The Times sole apparent goal at this point is to get a hold of the OLC-DoD Memo, which, it assumes, contains the final legal analysis and justification it seeks.

The ruling doesn’t note this, but I think NYT is doing more than assume here. Savage suggested, after all, that the memo he described was the memo that governed the killing of Awlaki.

But the document that laid out the administration’s justification — a roughly 50-page memorandum by the Justice Department’s Office of Legal Counsel, completed around June 2010 — was described on the condition of anonymity by people who have read it.

So I assume he was told that the memo described to him was the memo that governed the killing a full 15 months later, at a time when CIA had taken over the lead in drone killings in Yemen from DOD.

But McMahon leaves a lot of suggestions that this is not the case, particularly in this long passage explaining why deliberative privilege governs the DOD memo the government has acknowledged. (Thoughout this section, bold emphasis mine, italics McMahon’s, and citations omitted.)

But there is no suggestion, in any of those speeches or interviews, that the legal reasoning being discussed is the reasoning set out in the OLC-DoD Memo, a document which the Government acknowledges exists. This document, unlike the OLC opinions on local enforcement of immigration laws, has never been mentioned in any public statement. For that matter, OLC has never been mentioned in any public statement; none of the speeches attribute any legal principles announced to OLC or to any opinion it has issued.

Indeed, she even quotes from a colleague’s opinion raising the possibility of other memos addressing the same topic.

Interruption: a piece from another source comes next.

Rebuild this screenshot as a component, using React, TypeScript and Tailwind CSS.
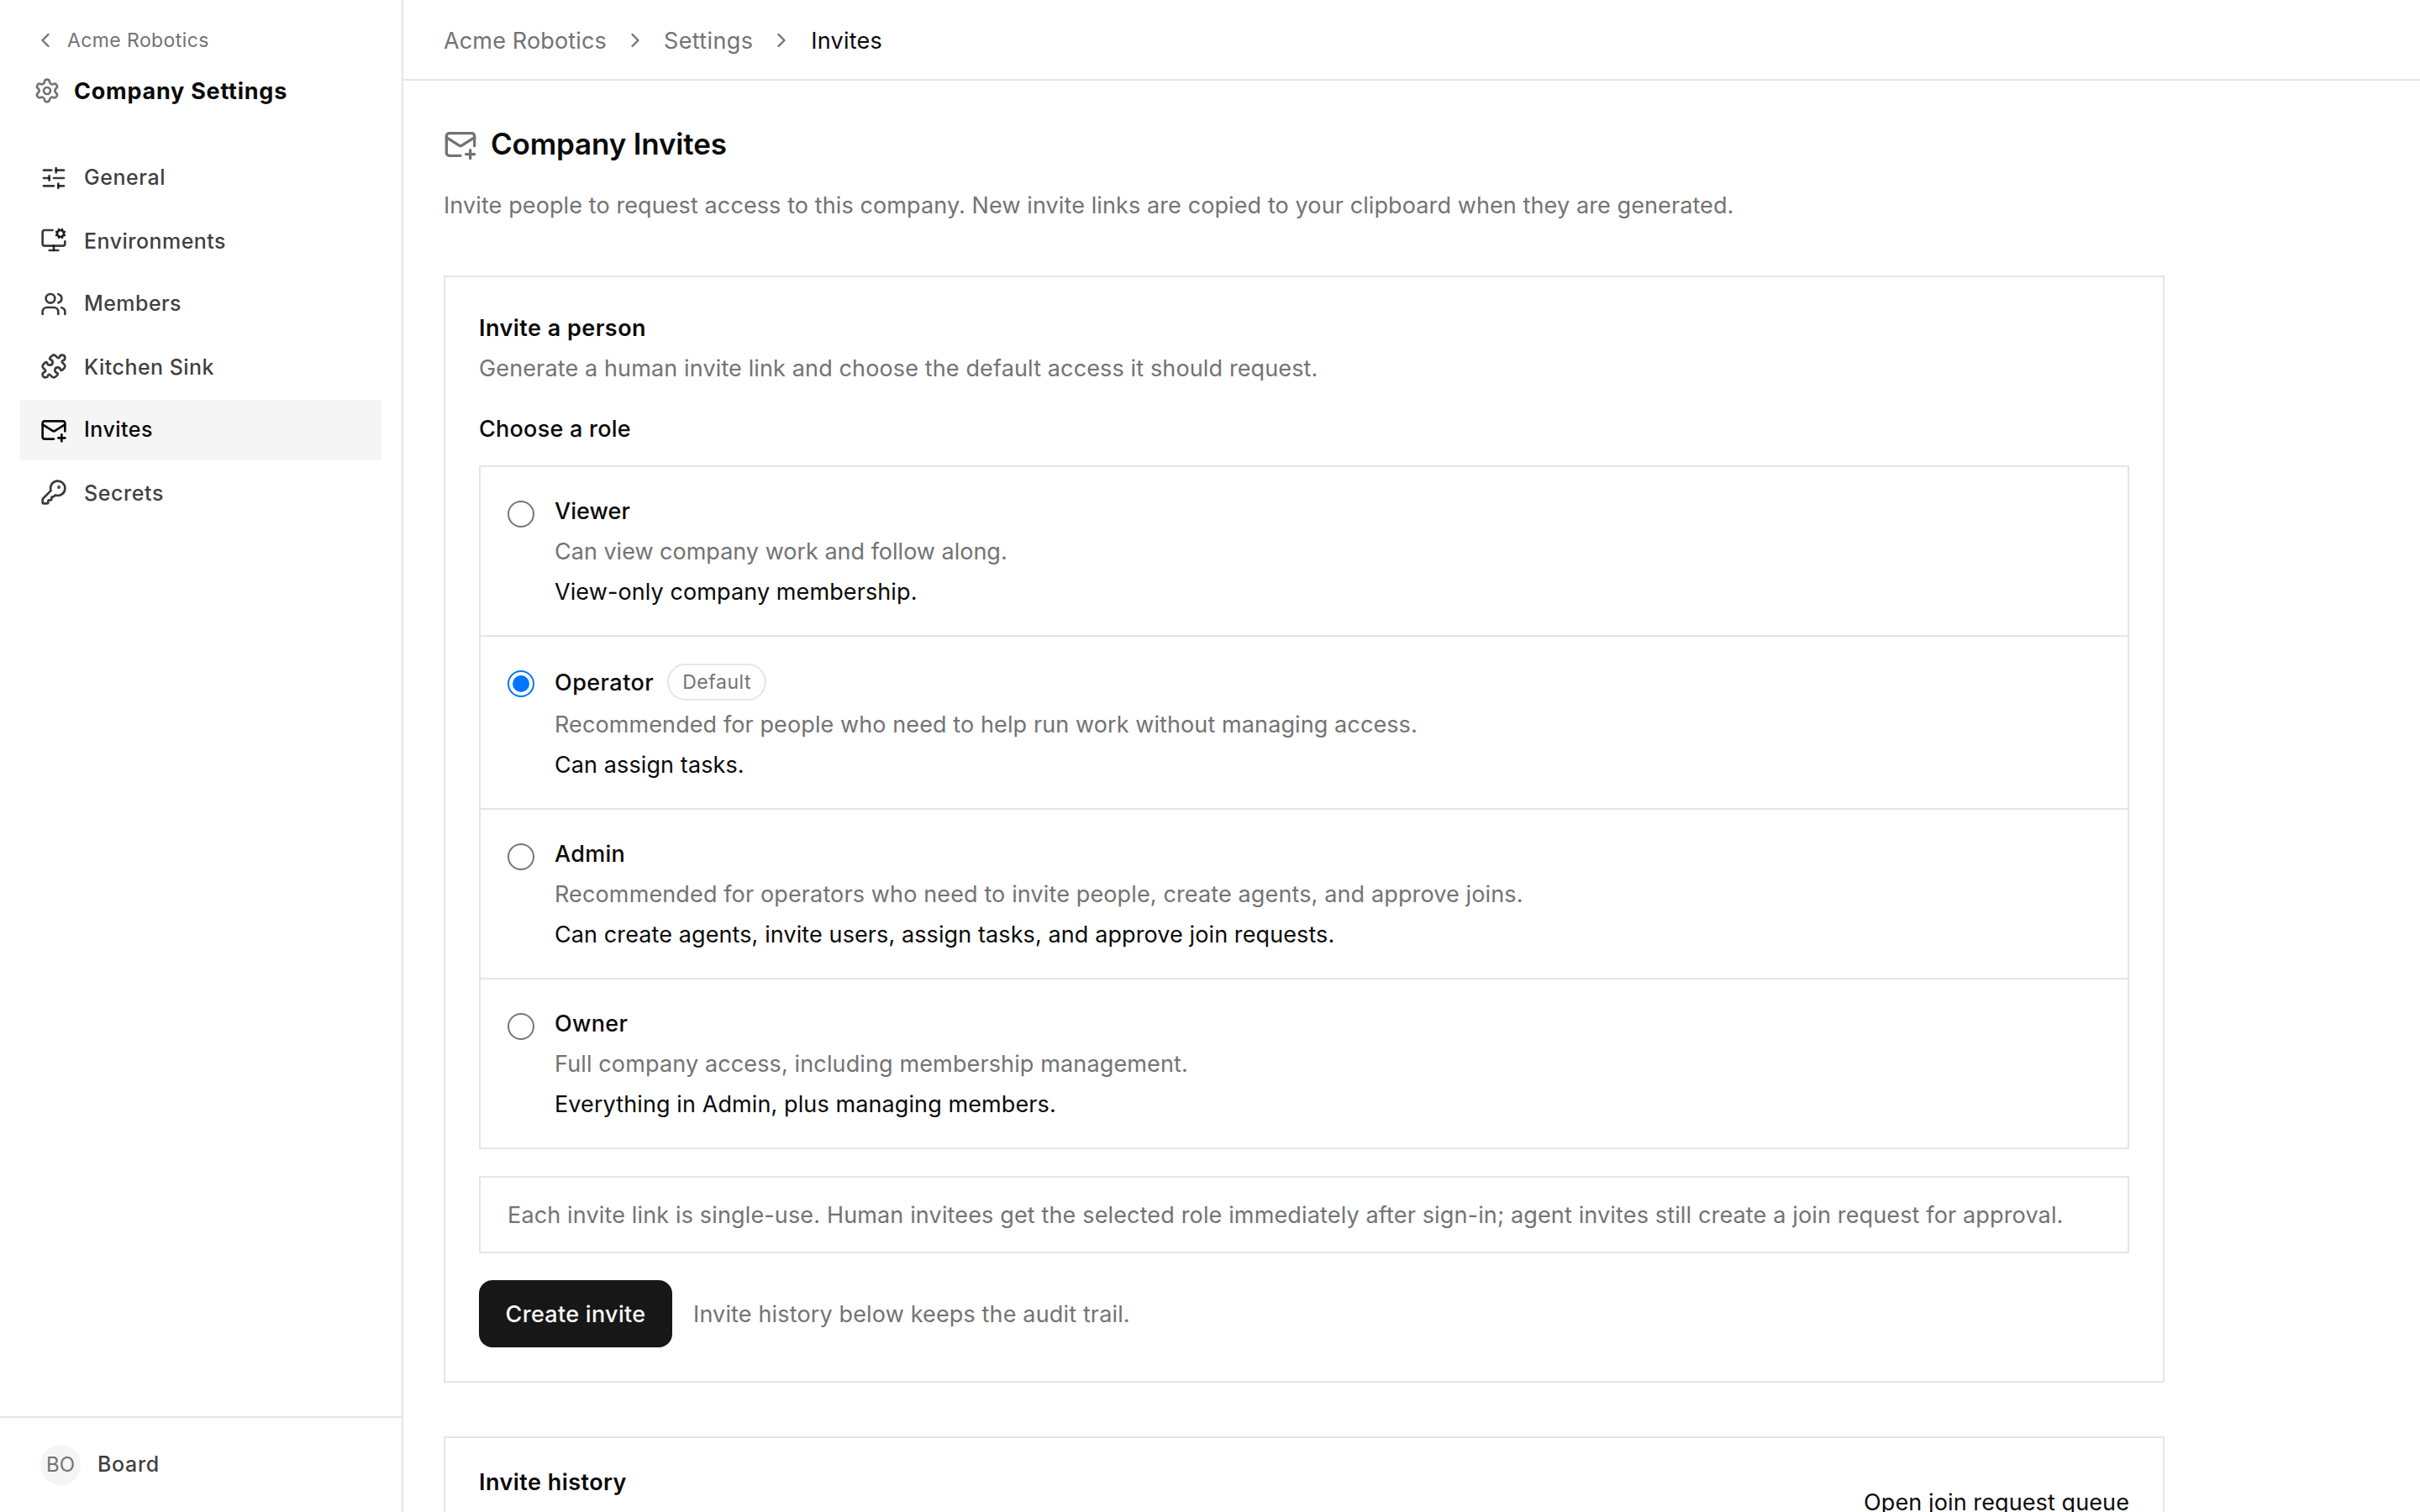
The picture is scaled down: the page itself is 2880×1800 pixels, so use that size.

My colleague Judge Scheindlin noted [in National Day Laborer Organization v ICE], “[U]nless the defendants have unlawfully withheld other legal memoranda from plaintiffs and this Court, it was the only document comprehensively laying out the legal authority for making Secure Communities mandatory. Thus, the analysis in the Memorandum seems to be the only rationale that the agency could have relied upon and adopted as the legal basis for the policy.”